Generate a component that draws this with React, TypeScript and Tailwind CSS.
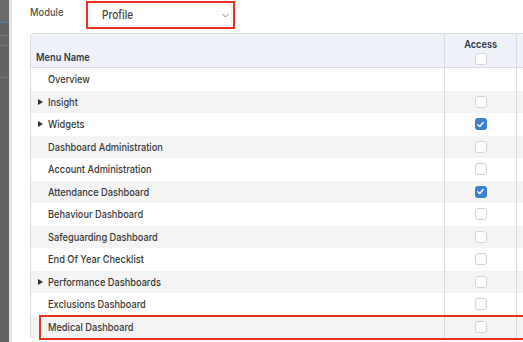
import React from "react";

const rows: { name: string; arrow?: boolean; cb?: boolean | null }[] = [
  { name: "Overview", cb: null },
  { name: "Insight", arrow: true, cb: false },
  { name: "Widgets", arrow: true, cb: true },
  { name: "Dashboard Administration", cb: false },
  { name: "Account Administration", cb: false },
  { name: "Attendance Dashboard", cb: true },
  { name: "Behaviour Dashboard", cb: false },
  { name: "Safeguarding Dashboard", cb: false },
  { name: "End Of Year Checklist", cb: false },
  { name: "Performance Dashboards", arrow: true, cb: false },
  { name: "Exclusions Dashboard", cb: false },
  { name: "Medical Dashboard", cb: false },
];

function Box({ checked }: { checked: boolean }) {
  if (checked) {
    return (
      <div className="w-[12px] h-[12px] rounded-[3px] bg-[#3b82d0] flex items-center justify-center">
        <svg width="9" height="9" viewBox="0 0 10 10">
          <path d="M2 5.2 L4.2 7.2 L8 2.8" fill="none" stroke="#fff" strokeWidth="1.6" strokeLinecap="round" strokeLinejoin="round" />
        </svg>
      </div>
    );
  }
  return <div className="w-[12px] h-[12px] rounded-[3px] border border-[#d4d4d4] bg-white" />;
}

export default function App() {
  return (
    <div
      className="w-[523px] h-[342px] overflow-hidden flex bg-white"
      style={{ fontFamily: "Inter, 'Noto Sans', sans-serif" }}
    >
      <div className="w-[9px] h-full bg-[#636363] flex flex-col shrink-0">
        <div className="h-[22px] bg-[#6a6a6a]" />
        <div className="h-[1px] bg-[#4a7bb5]" />
        <div className="h-[12px]" />
        <div className="h-[1px] bg-[#777]" />
        <div className="h-[9px]" />
        <div className="h-[1px] bg-[#777]" />
        <div className="h-[31px]" />
        <div className="h-[1px] bg-[#777]" />
      </div>
      <div className="w-[3px] h-full bg-[#e3e3e3] shrink-0" />
      <div className="flex-1 min-w-0 pl-[18px] flex flex-col">
        <div className="h-[33px] flex items-start">
          <div className="w-[56px] mt-[5px] flex">
            <span className="inline-block text-[11px] leading-[14px] font-medium text-[#555] origin-left scale-x-[0.85]">Module</span>
          </div>
          <div className="mt-[1px] w-[149px] h-[28px] border-2 border-[#e8321f] p-[1px]">
            <div className="h-full border border-[#eee] bg-white flex items-center justify-between pl-[12px] pr-[2px]">
              <span className="inline-block text-[12px] font-medium text-[#444] origin-left scale-x-[0.84]">Profile</span>
              <svg width="7" height="5" viewBox="0 0 7 5">
                <path d="M0.5 1 L3.5 4 L6.5 1" fill="none" stroke="#888" strokeWidth="1" />
              </svg>
            </div>
          </div>
        </div>
        <div className="w-[520px] border-l border-t border-[#dcdcdc] rounded-tl-[3px]">
          <div className="flex h-[34px] bg-[#eef2f8] border-b border-[#dcdcdc]">
            <div className="w-[413px] flex items-end pl-[5px] pb-[2px]">
              <span className="inline-block text-[11px] font-semibold text-[#2f3a4d] origin-left scale-x-[0.84]">Menu Name</span>
            </div>
            <div className="w-[72px] border-l border-[#dcdcdc] flex flex-col items-center pt-[3px]">
              <span className="inline-block text-[11px] font-semibold text-[#2f3a4d] leading-[14px] scale-x-[0.84]">Access</span>
              <div className="mt-[2px]"><Box checked={false} /></div>
            </div>
            <div className="flex-1 border-l border-[#dcdcdc]" />
          </div>
          {rows.map((r, i) => {
            const medical = r.name === "Medical Dashboard";
            return (
              <div
                key={r.name}
                className={`flex h-[22.5px] ${i % 2 === 1 ? "bg-[#f4f4f4]" : "bg-white"} relative`}
              >
                <div className="w-[413px] flex items-center pl-[7px]">
                  <span className="w-[9px] flex items-center">
                    {r.arrow && (
                      <svg width="5" height="6" viewBox="0 0 5 6">
                        <path d="M0 0 L5 3 L0 6 Z" fill="#333" />
                      </svg>
                    )}
                  </span>
                  <span className="inline-block text-[11px] font-medium text-[#3a3a3a] ml-[1px] origin-left scale-x-[0.84] whitespace-nowrap">{r.name}</span>
                </div>
                <div className="w-[72px] border-l border-[#dcdcdc] flex items-center justify-center">
                  {r.cb !== null && r.cb !== undefined && <Box checked={r.cb} />}
                </div>
                <div className="flex-1 border-l border-[#dcdcdc]" />
                {medical && (
                  <div className="absolute left-[8px] right-0 top-[-1px] bottom-[-2px] border-2 border-[#e8321f] pointer-events-none" />
                )}
              </div>
            );
          })}
        </div>
      </div>
    </div>
  );
}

+++

Set exercise: Do not copy the pictures, but repeat every line exactly.

Solution to this exercise:
Generate a component that draws this with React, TypeScript and Tailwind CSS.
import React from "react";

const rows: { name: string; arrow?: boolean; cb?: boolean | null }[] = [
  { name: "Overview", cb: null },
  { name: "Insight", arrow: true, cb: false },
  { name: "Widgets", arrow: true, cb: true },
  { name: "Dashboard Administration", cb: false },
  { name: "Account Administration", cb: false },
  { name: "Attendance Dashboard", cb: true },
  { name: "Behaviour Dashboard", cb: false },
  { name: "Safeguarding Dashboard", cb: false },
  { name: "End Of Year Checklist", cb: false },
  { name: "Performance Dashboards", arrow: true, cb: false },
  { name: "Exclusions Dashboard", cb: false },
  { name: "Medical Dashboard", cb: false },
];

function Box({ checked }: { checked: boolean }) {
  if (checked) {
    return (
      <div className="w-[12px] h-[12px] rounded-[3px] bg-[#3b82d0] flex items-center justify-center">
        <svg width="9" height="9" viewBox="0 0 10 10">
          <path d="M2 5.2 L4.2 7.2 L8 2.8" fill="none" stroke="#fff" strokeWidth="1.6" strokeLinecap="round" strokeLinejoin="round" />
        </svg>
      </div>
    );
  }
  return <div className="w-[12px] h-[12px] rounded-[3px] border border-[#d4d4d4] bg-white" />;
}

export default function App() {
  return (
    <div
      className="w-[523px] h-[342px] overflow-hidden flex bg-white"
      style={{ fontFamily: "Inter, 'Noto Sans', sans-serif" }}
    >
      <div className="w-[9px] h-full bg-[#636363] flex flex-col shrink-0">
        <div className="h-[22px] bg-[#6a6a6a]" />
        <div className="h-[1px] bg-[#4a7bb5]" />
        <div className="h-[12px]" />
        <div className="h-[1px] bg-[#777]" />
        <div className="h-[9px]" />
        <div className="h-[1px] bg-[#777]" />
        <div className="h-[31px]" />
        <div className="h-[1px] bg-[#777]" />
      </div>
      <div className="w-[3px] h-full bg-[#e3e3e3] shrink-0" />
      <div className="flex-1 min-w-0 pl-[18px] flex flex-col">
        <div className="h-[33px] flex items-start">
          <div className="w-[56px] mt-[5px] flex">
            <span className="inline-block text-[11px] leading-[14px] font-medium text-[#555] origin-left scale-x-[0.85]">Module</span>
          </div>
          <div className="mt-[1px] w-[149px] h-[28px] border-2 border-[#e8321f] p-[1px]">
            <div className="h-full border border-[#eee] bg-white flex items-center justify-between pl-[12px] pr-[2px]">
              <span className="inline-block text-[12px] font-medium text-[#444] origin-left scale-x-[0.84]">Profile</span>
              <svg width="7" height="5" viewBox="0 0 7 5">
                <path d="M0.5 1 L3.5 4 L6.5 1" fill="none" stroke="#888" strokeWidth="1" />
              </svg>
            </div>
          </div>
        </div>
        <div className="w-[520px] border-l border-t border-[#dcdcdc] rounded-tl-[3px]">
          <div className="flex h-[34px] bg-[#eef2f8] border-b border-[#dcdcdc]">
            <div className="w-[413px] flex items-end pl-[5px] pb-[2px]">
              <span className="inline-block text-[11px] font-semibold text-[#2f3a4d] origin-left scale-x-[0.84]">Menu Name</span>
            </div>
            <div className="w-[72px] border-l border-[#dcdcdc] flex flex-col items-center pt-[3px]">
              <span className="inline-block text-[11px] font-semibold text-[#2f3a4d] leading-[14px] scale-x-[0.84]">Access</span>
              <div className="mt-[2px]"><Box checked={false} /></div>
            </div>
            <div className="flex-1 border-l border-[#dcdcdc]" />
          </div>
          {rows.map((r, i) => {
            const medical = r.name === "Medical Dashboard";
            return (
              <div
                key={r.name}
                className={`flex h-[22.5px] ${i % 2 === 1 ? "bg-[#f4f4f4]" : "bg-white"} relative`}
              >
                <div className="w-[413px] flex items-center pl-[7px]">
                  <span className="w-[9px] flex items-center">
                    {r.arrow && (
                      <svg width="5" height="6" viewBox="0 0 5 6">
                        <path d="M0 0 L5 3 L0 6 Z" fill="#333" />
                      </svg>
                    )}
                  </span>
                  <span className="inline-block text-[11px] font-medium text-[#3a3a3a] ml-[1px] origin-left scale-x-[0.84] whitespace-nowrap">{r.name}</span>
                </div>
                <div className="w-[72px] border-l border-[#dcdcdc] flex items-center justify-center">
                  {r.cb !== null && r.cb !== undefined && <Box checked={r.cb} />}
                </div>
                <div className="flex-1 border-l border-[#dcdcdc]" />
                {medical && (
                  <div className="absolute left-[8px] right-0 top-[-1px] bottom-[-2px] border-2 border-[#e8321f] pointer-events-none" />
                )}
              </div>
            );
          })}
        </div>
      </div>
    </div>
  );
}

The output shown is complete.